Saturday, May 29, 2010

Political Marketing Pilkada 2010

http://politik.kompasiana.com/2010/05/29/political-marketing-pilkada-2010/

Seorang bapak yang menggunakan batik coklat berlengan pendek tersenyum sambil menatap ke arah saya. Sejenak kemudian dengan tegas dia membuat pernyataan, “Walau saya tidak punya uang, saya akan tetap maju. Saya masih PeDe kok. Toh pendukung setia saya banyak hampir di tujuh Kecamatan di Kota ini.” Bapak ini salah seorang kandidat Walikota di sebuah daerah.

Kepercayaan diri memang sebuah kualitas yang bagus yang harus dimiliki oleh seorang calon kepala daerah, entah itu calon Gubernur atau calon Bupati/Walikota. Hanya sayangnya untuk kasus bapak di atas, dia melupakan 3 hal.

Pertama, dia melupakan bahwa secara matematis (yang tentu juga secara sosiologis dan psikologis) PENDUKUNG SETIA dalam setiap perhelatan politik, termasuk Pilkada, tidak pernah lebih dari 30 persen orang yang mengaku setia (bukan 30 % calon pemilih). Kalau ada 100.000 orang yang mengaku setia kepada Anda, itu artinya hanya ada 30.000 yang betul-betul setia. 70% lainnya hanya “mengaku”. Mereka sebenarnya pragmatis. Dan itu sah-sah saja. Jadi jika ada seorang calon Walikota/Bupati mengatakan ada 100.000 pendukung setia dan dia sudah PD bahwa 100.000 itu akan benar2 memilihnya, ini sebuah asumsi yang gegabah. Dan yang perlu diingat lagi adalah, untuk menciptakan pendukung menjadi setia ada banyak hal yang harus dilakukan oleh si calon dan memerlukan waktu yang intens dan agak lama. Ingatlah fenomena ini: kesetiaan dalam politik setipis embun pagi; kesetiaan yang sebenarnya adalah 5 menit saat para pemilih berada di bilik suara. Hanya 5 menit itu. Dan percayakah bahwa 1 menit sebelum menuju ke 5 menit itu keputusan seseorang dapat berubah dalam sekejap? Ya, salah satunya melalui “serangan fajar” atau apalah namanya.

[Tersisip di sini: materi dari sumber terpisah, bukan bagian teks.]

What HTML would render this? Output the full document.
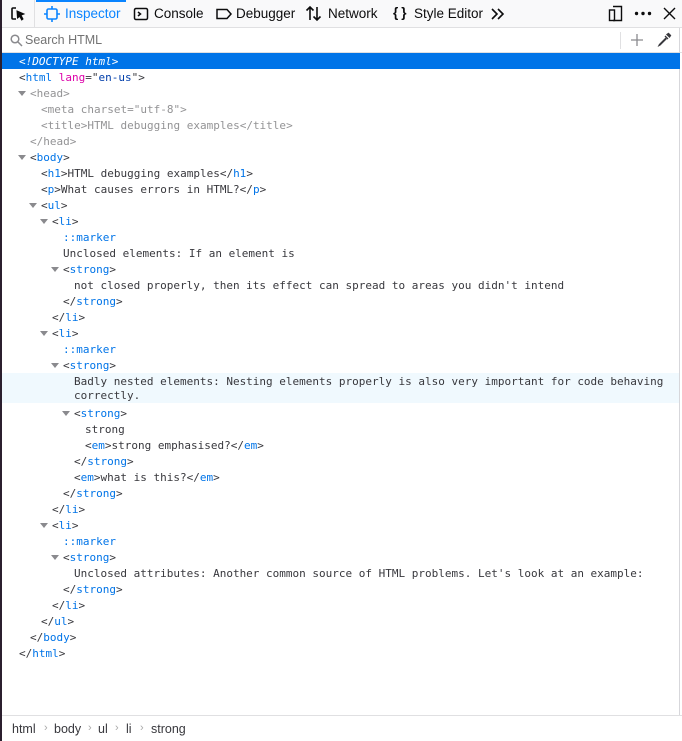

Kedua, si bapak tadi mengatakan bahwa “walau tidak punya uang…” dia merasa akan tetap dapat bertarung dengan aman, syukur bisa menang. Ini agak mustahil dalam konteks masyarakat dan budaya politik kita sekarang. Apa saya sedang membenarkan kuatnya pengaruh politik uang? Ya. Kenyataannya demikian. Sulit seorang calon Walikota/Bupati akan merebut Kota/Kabupaten tanpa uang. Toh dia perlu safari, mengerahkan massa, membiayai kampanye below & above the line, dll. Mungkin tidak perlu memberi “amplop” kepada calon pemilih, namun tetap saja dia harus keluar uang. Ini biaya politik, dan di dalamnya akan ada terkandung unsur politik uang.

Ketiga, yang dilupakan bapak tadi adalah STRATEGI. Dia merasa -bersama team kampanyenya (oya, umumnya yang dimaksud team kampanye itu adalah orang-orang dekat atau kerabat yang membantu dia untuk kampanye, bukan profesional. Orang-orang itu tentu hanya orang-orang yang cenderung menjadi pelaku lapangan dan bukan konseptor) bahwa tanpa strategipun dia akan baik-baik saja terjun ke medan tempur Pilkada. Ini jelas jelas jelas jelas jelas sangat tidak valid. Tidak ada satu tindakan pun di muka bumi ini yang berhasil tanpa strategi. Mau dibilang aksidental atau mengalir bagai air? No..no..no.. Sangat mustahil itu dilakukan. Dan Pilkada MUTLAK memerlukan strategi.

Ada lima tahap strategi yang harus dilakukan seseorang dalam kaca mata marketing politik untuk bisa mengungguli lawan, yakni:

(1) Tahap Brand Awareness. Pada tahap ini si calon memperkenalkan diri kepada calon pemilih. Baru sebatas memperkenalkan diri. Hasil pada tahap ini adalah begini, “Ooooh si anu mencalonkan diri menjadi Walikota/Bupati.” Baru sebatas bahwa calon pemilih tahu ada dia dalam bursa calon Walikota/Bupati.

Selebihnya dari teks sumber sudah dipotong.